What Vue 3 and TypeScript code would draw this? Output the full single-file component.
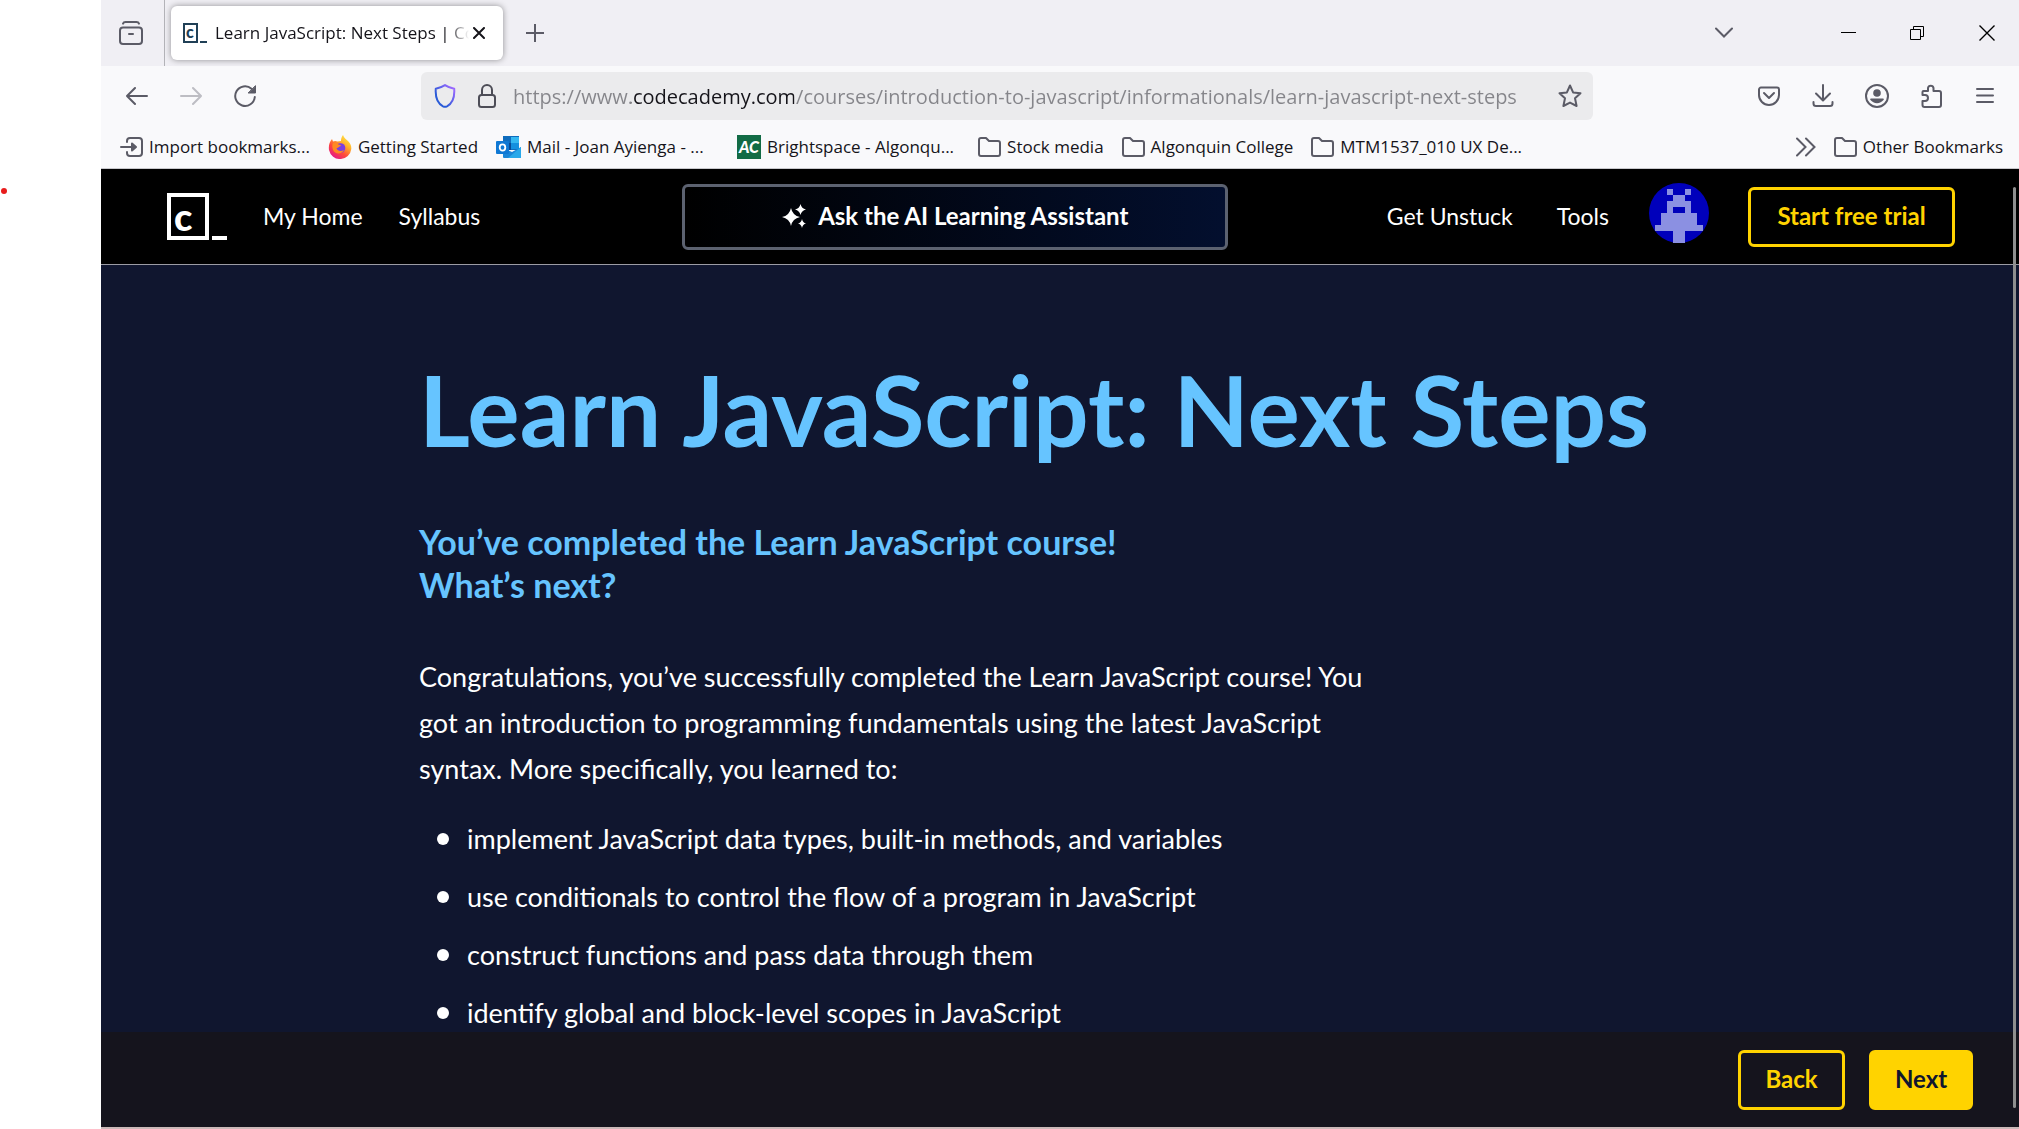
<script setup lang="ts">
import { ref } from 'vue'

interface Bookmark {
  label: string
  icon: 'import' | 'firefox' | 'outlook' | 'college' | 'folder'
  wide?: boolean
}

const address = ref('https://www.codecademy.com/courses/introduction-to-javascript/informationals/learn-javascript-next-steps')

const bookmarks: Bookmark[] = [
  { label: 'Import bookmarks...', icon: 'import' },
  { label: 'Getting Started', icon: 'firefox' },
  { label: 'Mail - Joan Ayienga - ...', icon: 'outlook', wide: true },
  { label: 'Brightspace - Algonqu...', icon: 'college', wide: true },
  { label: 'Stock media', icon: 'folder' },
  { label: 'Algonquin College', icon: 'folder' },
  { label: 'MTM1537_010 UX De...', icon: 'folder', wide: true },
]

const skills: string[] = [
  'implement JavaScript data types, built-in methods, and variables',
  'use conditionals to control the flow of a program in JavaScript',
  'construct functions and pass data through them',
  'identify global and block-level scopes in JavaScript',
]
</script>

<template>
  <div class="screen">
    <span class="marker"></span>
    <div class="browser">
      <div class="tabs">
        <button class="recent" aria-label="Recent browsing">
          <svg width="24" height="24" viewBox="0 0 24 24" fill="none" stroke="#5b5b66" stroke-width="2" stroke-linecap="round">
            <path d="M4 2.6C4.5 1.3 5.5 1 6.500 1h11c1 0 2 .3 2.500 1.600" />
            <rect x="1" y="6.500" width="22" height="16.500" rx="3" />
            <path d="M10 13h4" />
          </svg>
        </button>
        <div class="tab">
          <svg class="favicon" width="24" height="20" viewBox="0 0 24 20">
            <rect x="1" y="1" width="13" height="18" fill="none" stroke="#204056" stroke-width="2" />
            <rect x="17" y="18" width="7" height="2" fill="#204056" />
            <text x="3" y="15" font-family="Lato, sans-serif" font-weight="900" font-size="16" fill="#204056">c</text>
          </svg>
          <span class="tab-title">Learn JavaScript: Next Steps | Co</span>
          <button class="tab-close" aria-label="Close tab">
            <svg width="12" height="12" viewBox="0 0 12 12" stroke="#15141a" stroke-width="2" stroke-linecap="round"><path d="M1 1l10 10M11 1L1 11" /></svg>
          </button>
        </div>
        <button class="new-tab" aria-label="New tab">
          <svg width="18" height="18" viewBox="0 0 18 18" stroke="#5b5b66" stroke-width="2"><path d="M9 0v18M0 9h18" /></svg>
        </button>
        <div class="window-controls">
          <button class="all-tabs" aria-label="List all tabs">
            <svg width="18" height="12" viewBox="0 0 18 12" fill="none" stroke="#5b5b66" stroke-width="2" stroke-linecap="round"><path d="M1 1.500l8 8 8-8" /></svg>
          </button>
          <button aria-label="Minimize">
            <svg width="15" height="15" viewBox="0 0 15 15" fill="#000"><rect y="6" width="15" height="1" /></svg>
          </button>
          <button aria-label="Restore">
            <svg width="15" height="15" viewBox="0 0 15 15" fill="none" stroke="#000"><path d="M.5 3.500h10v10H.5zM3.500 3.500v-3h10v10h-3" /></svg>
          </button>
          <button aria-label="Close window">
            <svg width="16" height="16" viewBox="0 0 16 16" stroke="#000" stroke-width="1.400"><path d="M.5.5l15 15M15.500.5l-15 15" /></svg>
          </button>
        </div>
      </div>

      <div class="toolbar">
        <div class="nav-buttons">
          <button aria-label="Back">
            <svg width="22" height="22" viewBox="0 0 22 22" fill="none" stroke="#5b5b66" stroke-width="2" stroke-linecap="round" stroke-linejoin="round"><path d="M21 11H1M9 3l-8 8 8 8" /></svg>
          </button>
          <button aria-label="Forward" disabled>
            <svg width="22" height="22" viewBox="0 0 22 22" fill="none" stroke="#bdbdc3" stroke-width="2" stroke-linecap="round" stroke-linejoin="round"><path d="M1 11h20M13 3l8 8-8 8" /></svg>
          </button>
          <button aria-label="Reload">
            <svg width="22" height="22" viewBox="0 0 22 22" fill="none" stroke="#5b5b66" stroke-width="2" stroke-linecap="round"><path d="M20.800 12A9.800 9.800 0 1 1 17.500 3.700" /><path d="M21.500 1v7h-7z" fill="#5b5b66" stroke-width="1" stroke-linejoin="round" /></svg>
          </button>
        </div>
        <div class="url-bar">
          <svg width="22" height="24" viewBox="0 0 22 24" fill="none">
            <defs><linearGradient id="shield" x1="0" y1="1" x2="1" y2="0"><stop offset=".3" stop-color="#2a5bd7" /><stop offset=".9" stop-color="#9a68ff" /></linearGradient></defs>
            <path d="M11 1.200c2.500 1.600 5.500 2.900 9.200 3.600.6 8-1.900 14.700-7.200 17.500-1.400.7-2.600.7-4 0C3.700 19.500 1.200 12.800 1.800 4.800 5.500 4.100 8.500 2.800 11 1.200z" stroke="url(#shield)" stroke-width="2" />
          </svg>
          <svg width="18" height="24" viewBox="0 0 18 24" fill="none" stroke="#4d4d57" stroke-width="2"><rect x="1" y="11" width="16" height="12" rx="2.500" /><path d="M4 11V6a5 5 0 0 1 10 0v5" /></svg>
          <input v-model="address" class="address" type="text" aria-label="Address" spellcheck="false" />
          <button aria-label="Bookmark this page">
            <svg width="24" height="24" viewBox="0 0 24 24" fill="none" stroke="#5b5b66" stroke-width="2" stroke-linejoin="round"><path d="M12 1.500l3.100 6.900 7.400.8-5.500 5 1.600 7.800L12 18.600 5.400 22 7 14.200 1.500 9.200l7.400-.8z" /></svg>
          </button>
        </div>
        <div class="tool-buttons">
          <button aria-label="Save to Pocket">
            <svg width="24" height="24" viewBox="0 0 24 24" fill="none" stroke="#5b5b66" stroke-width="2" stroke-linecap="round" stroke-linejoin="round"><path d="M4 3.500h16a2 2 0 0 1 2 2V11a10 10 0 0 1-20 0V5.500a2 2 0 0 1 2-2z" /><path d="M7 9l5 5 5-5" /></svg>
          </button>
          <button aria-label="Downloads">
            <svg width="24" height="24" viewBox="0 0 24 24" fill="none" stroke="#5b5b66" stroke-width="2" stroke-linecap="round" stroke-linejoin="round"><path d="M12 1v15M5 9.500l7 7 7-7M2.500 18v1.500A2.500 2.500 0 0 0 5 22h14a2.500 2.500 0 0 0 2.500-2.500V18" /></svg>
          </button>
          <button aria-label="Account">
            <svg width="24" height="24" viewBox="0 0 24 24"><circle cx="12" cy="12" r="11" fill="none" stroke="#5b5b66" stroke-width="2" /><circle cx="12" cy="9" r="3.800" fill="#5b5b66" /><path d="M6 14.500h12c1 0 1 1 .5 1.600a8.300 8.300 0 0 1-13 0c-.5-.6-.5-1.600.5-1.600z" fill="#5b5b66" /></svg>
          </button>
          <button aria-label="Extensions">
            <svg width="24" height="24" viewBox="0 0 24 24" fill="none" stroke="#5b5b66" stroke-width="2" stroke-linejoin="round"><path d="M4.500 7H9V4a2.800 2.800 0 0 1 5.500 0v3H20a2 2 0 0 1 2 2v12a2 2 0 0 1-2 2H5.500a2 2 0 0 1-2-2v-4H6a3 3 0 0 0 0-6H3.500V8a1 1 0 0 1 1-1z" /></svg>
          </button>
          <button aria-label="Menu">
            <svg width="24" height="24" viewBox="0 0 24 24" stroke="#5b5b66" stroke-width="2" stroke-linecap="round"><path d="M4 5h16M4 11.500h16M4 18h16" /></svg>
          </button>
        </div>
      </div>

      <div class="bookmarks">
        <a v-for="item in bookmarks" :key="item.label" class="bookmark" :class="{ wide: item.wide }" href="#">
          <svg v-if="item.icon === 'import'" width="23" height="20" viewBox="0 0 23 20" fill="none" stroke="#5b5b66" stroke-width="2" stroke-linecap="round" stroke-linejoin="round">
            <path d="M7 5V4a3 3 0 0 1 3-3h9a3 3 0 0 1 3 3v12a3 3 0 0 1-3 3h-9a3 3 0 0 1-3-3v-1" /><path d="M1 10h13" /><path d="M12 6.500l4 3.500-4 3.500z" fill="#5b5b66" />
          </svg>
          <svg v-else-if="item.icon === 'firefox'" width="24" height="24" viewBox="0 0 24 24">
            <defs><linearGradient id="flame" x1=".9" y1="0" x2=".2" y2="1"><stop offset="0" stop-color="#fff44f" /><stop offset=".35" stop-color="#ffb12b" /><stop offset=".65" stop-color="#ff4a3a" /><stop offset="1" stop-color="#e01490" /></linearGradient></defs>
            <path d="M15 0c1 3 3 4 5 6 2.500 2.500 3.500 5 3.300 8A11.300 11.300 0 0 1 1 15C.4 10.500 1.500 7 4 4l1 2.600c1.500-.8 3-.8 4.500 0L13 6c0-2 .5-4 2-6z" fill="url(#flame)" />
            <circle cx="12.500" cy="13" r="4.800" fill="#7a3fe0" />
            <path d="M5 8c2-1 4-.6 5.500 1.500 1.500.3 2.500.8 2.500 1.500-1.500 0-2.500 2-4.500 2.200 1 3 5 3.500 7.500 1.500-2 5-9 5-11 0C4.200 12.500 4 10 5 8z" fill="#ff8a22" />
          </svg>
          <svg v-else-if="item.icon === 'outlook'" width="25" height="22" viewBox="0 0 25 22">
            <rect x="7" y="0" width="16" height="14" fill="#0f6cbd" /><rect x="15" y="1" width="8" height="6" fill="#35b8f1" /><rect x="7" y="7" width="8" height="7" fill="#0a4a94" /><rect x="15" y="7" width="8" height="6" fill="#1490df" />
            <path d="M7 12l9 4 9-5v11H8a1 1 0 0 1-1-1z" fill="#1a86d8" /><path d="M25 11v11H12z" fill="#28a8ea" />
            <rect x="0" y="5" width="13" height="13" rx="1" fill="#0f78d4" /><ellipse cx="6.500" cy="11.500" rx="2.800" ry="3.200" fill="none" stroke="#fff" stroke-width="1.800" />
          </svg>
          <svg v-else-if="item.icon === 'college'" width="24" height="24" viewBox="0 0 24 24">
            <rect width="24" height="24" fill="#126b45" />
            <text x="12" y="18" text-anchor="middle" font-family="Lato, sans-serif" font-weight="900" font-style="italic" font-size="16" fill="#fff">AC</text>
          </svg>
          <svg v-else width="23" height="20" viewBox="0 0 23 20" fill="none" stroke="#5b5b66" stroke-width="2" stroke-linejoin="round"><path d="M1 17V3a2 2 0 0 1 2-2h5l3 3h9a2 2 0 0 1 2 2v11a2 2 0 0 1-2 2H3a2 2 0 0 1-2-2z" /></svg>
          <span>{{ item.label }}</span>
        </a>
        <button class="overflow" aria-label="More bookmarks">
          <svg width="20" height="20" viewBox="0 0 20 20" fill="none" stroke="#5b5b66" stroke-width="2" stroke-linecap="round"><path d="M1 1.500L9.500 10 1 18.500M10 1.500l8.500 8.500-8.500 8.500" /></svg>
        </button>
        <a class="bookmark" href="#">
          <svg width="23" height="20" viewBox="0 0 23 20" fill="none" stroke="#5b5b66" stroke-width="2" stroke-linejoin="round"><path d="M1 17V3a2 2 0 0 1 2-2h5l3 3h9a2 2 0 0 1 2 2v11a2 2 0 0 1-2 2H3a2 2 0 0 1-2-2z" /></svg>
          <span>Other Bookmarks</span>
        </a>
      </div>

      <div class="page">
        <header class="site-header">
          <a class="logo" href="#" aria-label="Codecademy">
            <svg width="60" height="48" viewBox="0 0 60 48">
              <rect x="2" y="2" width="38" height="43" fill="none" stroke="#fff" stroke-width="4" />
              <rect x="45" y="43" width="15" height="4" fill="#fff" />
              <text x="7" y="38" font-family="Lato, sans-serif" font-weight="900" font-size="38" fill="#fff">c</text>
            </svg>
          </a>
          <nav class="main-nav">
            <a href="#">My Home</a>
            <a href="#">Syllabus</a>
          </nav>
          <button class="assistant">
            <svg width="24" height="24" viewBox="0 0 24 24" fill="#fff">
              <path d="M9 4q1.500 7.500 9 9-7.500 1.500-9 9-1.500-7.500-9-9 7.500-1.500 9-9z" /><path d="M18.500 0q1 4.500 5.500 5.500-4.500 1-5.500 5.500-1-4.500-5.500-5.500 4.500-1 5.500-5.500z" /><path d="M20 15q.8 3.700 4 4.500-3.200.8-4 4.500-.8-3.700-4-4.500 3.200-.8 4-4.500z" />
            </svg>
            <span>Ask the AI Learning Assistant</span>
          </button>
          <nav class="side-nav">
            <a href="#">Get Unstuck</a>
            <a href="#">Tools</a>
          </nav>
          <button class="avatar" aria-label="Profile">
            <svg width="60" height="60" viewBox="0 0 10 10">
              <circle cx="5" cy="5" r="5" fill="#0000bb" />
              <path shape-rendering="crispEdges" fill="#8b90e2" d="M3 1h1v1H3zM6 1h1v1H6zM4 2h2v1H4zM3 3h4v2h1v2h1v1H6v2H4V8H1V7h1V5h1zM4 4v1h2V4z" fill-rule="evenodd" />
            </svg>
          </button>
          <button class="trial">Start free trial</button>
        </header>

        <main class="lesson">
          <h1>Learn JavaScript: Next Steps</h1>
          <h2>You’ve completed the Learn JavaScript course!<br />What’s next?</h2>
          <p>
            Congratulations, you’ve successfully completed the Learn JavaScript course! You<br />
            got an introduction to programming fundamentals using the latest JavaScript<br />
            syntax. More specifically, you learned to:
          </p>
          <ul>
            <li v-for="skill in skills" :key="skill">{{ skill }}</li>
          </ul>
        </main>

        <footer class="lesson-nav">
          <button class="back">Back</button>
          <button class="next">Next</button>
        </footer>
        <span class="scrollbar"></span>
      </div>
    </div>
  </div>
</template>

<style>
body {
  margin: 0;
  background: #fff;
}
</style>

<style scoped>
* {
  box-sizing: border-box;
}

.screen {
  position: relative;
  display: flex;
  min-height: 100vh;
  padding-left: 101px;
  font-family: 'Open Sans', 'Noto Sans', sans-serif;
  overflow: hidden;
}

.marker {
  position: absolute;
  left: 1px;
  top: 188px;
  width: 6px;
  height: 6px;
  border-radius: 50%;
  background: #e81c1c;
}

.browser {
  flex: 1;
  min-width: 0;
  display: flex;
  flex-direction: column;
  background: #f9f9fb;
  border-bottom: 2px solid #cbb9b9;
}

button {
  display: flex;
  align-items: center;
  justify-content: center;
  padding: 0;
  border: 0;
  background: none;
  font: inherit;
  cursor: pointer;
}

svg {
  display: block;
  flex: none;
}

a {
  color: inherit;
  text-decoration: none;
}

.tabs {
  display: flex;
  align-items: center;
  height: 66px;
  background: #f0eff4;
}

.recent {
  width: 64px;
  height: 66px;
  padding-right: 4px;
  border-right: 1px solid #b3b3b8;
}

.tab {
  display: flex;
  align-items: center;
  width: 332px;
  height: 54px;
  margin-left: 6px;
  padding: 0 18px 0 12px;
  border-radius: 6px;
  background: #fff;
  box-shadow: 0 0 6px rgba(0, 0, 0, 0.4);
}

.tab-title {
  flex: 1;
  min-width: 0;
  margin-left: 8px;
  white-space: nowrap;
  font-size: 17px;
  line-height: 24px;
  color: #15141a;
  mask-image: linear-gradient(to left, transparent 4px, #000 26px);
}

.new-tab {
  margin-left: 23px;
}

.window-controls {
  display: flex;
  align-items: center;
  gap: 54px;
  margin-left: auto;
  padding-right: 24px;
}

.all-tabs {
  margin-right: 54px;
}

.toolbar {
  display: flex;
  align-items: center;
  height: 60px;
}

.nav-buttons {
  display: flex;
  gap: 32px;
  padding-left: 25px;
}

.url-bar {
  flex: 1;
  min-width: 0;
  display: flex;
  align-items: center;
  height: 48px;
  margin: 0 164px 0 165px;
  padding: 0 11px 0 13px;
  border-radius: 6px;
  background: #ebebed;
}

.url-bar svg + svg {
  margin-left: 22px;
}

.address {
  flex: 1;
  min-width: 0;
  height: 40px;
  margin-left: 17px;
  padding: 0;
  border: 0;
  outline: 0;
  font-family: inherit;
  font-size: 20px;
  color: transparent;
  background: linear-gradient(to right, #85858a 118px, #15141a 118px, #15141a 281px, #85858a 281px);
  background-clip: text;
}

.tool-buttons {
  display: flex;
  gap: 30px;
  padding-right: 22px;
}

.bookmarks {
  display: flex;
  align-items: center;
  gap: 18px;
  height: 42px;
  padding: 0 16px 0 19px;
  font-size: 17px;
  line-height: 24px;
  color: #15141a;
}

.bookmark {
  display: flex;
  align-items: center;
  gap: 6px;
  white-space: nowrap;
}

.bookmark.wide {
  width: 223px;
}

.overflow {
  margin-left: auto;
}

.page {
  position: relative;
  flex: 1;
  display: flex;
  flex-direction: column;
  border-top: 1px solid #c8c8cc;
  background: #10162f;
  font-family: Lato, 'Open Sans', sans-serif;
  color: #fff;
}

.site-header {
  display: flex;
  align-items: center;
  height: 96px;
  padding: 0 64px 0 66px;
  border-bottom: 1px solid #9c9ca4;
  background: #000;
  font-size: 23px;
  line-height: 32px;
  white-space: nowrap;
}

.main-nav,
.side-nav {
  display: flex;
  padding-bottom: 2px;
}

.main-nav {
  gap: 36px;
  margin-left: 36px;
}

.assistant {
  flex: 0 1 546px;
  gap: 12px;
  height: 66px;
  margin: 0 auto 0 202px;
  padding-bottom: 2px;
  border: 3px solid #5c6270;
  border-radius: 6px;
  background: linear-gradient(to right, #000, #030f2e);
  color: #fff;
  font-size: 24px;
  font-weight: 700;
}

.side-nav {
  gap: 44px;
}

.avatar {
  margin: 0 39px 7px 40px;
}

.trial,
.back,
.next {
  height: 60px;
  padding-bottom: 2px;
  border: 3px solid #ffd300;
  border-radius: 6px;
  color: #ffd300;
  font-size: 24px;
  font-weight: 700;
}

.trial {
  width: 207px;
}

.lesson {
  flex: 1;
  padding: 92px 100px 0 318px;
}

h1 {
  margin: 0;
  font-size: 98px;
  line-height: 104px;
  font-weight: 700;
  color: #66c4ff;
}

h2 {
  margin: 59px 0 0;
  font-size: 34px;
  line-height: 43px;
  font-weight: 700;
  color: #66c4ff;
}

p {
  margin: 48px 0 0;
  font-size: 27px;
  line-height: 46px;
}

ul {
  display: flex;
  flex-direction: column;
  gap: 20px;
  margin: 28px 0 0;
  padding: 0;
  list-style: none;
}

li {
  display: flex;
  align-items: center;
  gap: 18px;
  padding-left: 18px;
  font-size: 27px;
  line-height: 38px;
}

li::before {
  content: '';
  width: 12px;
  height: 12px;
  border-radius: 50%;
  background: #fff;
}

.lesson-nav {
  display: flex;
  align-items: center;
  justify-content: flex-end;
  gap: 24px;
  height: 95px;
  padding-right: 46px;
  background: #15141d;
  line-height: 32px;
}

.back {
  width: 107px;
}

.next {
  width: 104px;
  background: #ffd300;
  color: #10162f;
}

.scrollbar {
  position: absolute;
  top: 18px;
  right: 3px;
  bottom: 19px;
  width: 3px;
  border-radius: 2px;
  background: #8f8f8f;
}
</style>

+++

STATED GOAL
Which lines hold the word "What"? Copy all of them.

REPLY
What Vue 3 and TypeScript code would draw this? Output the full single-file component.
          <h2>You’ve completed the Learn JavaScript course!<br />What’s next?</h2>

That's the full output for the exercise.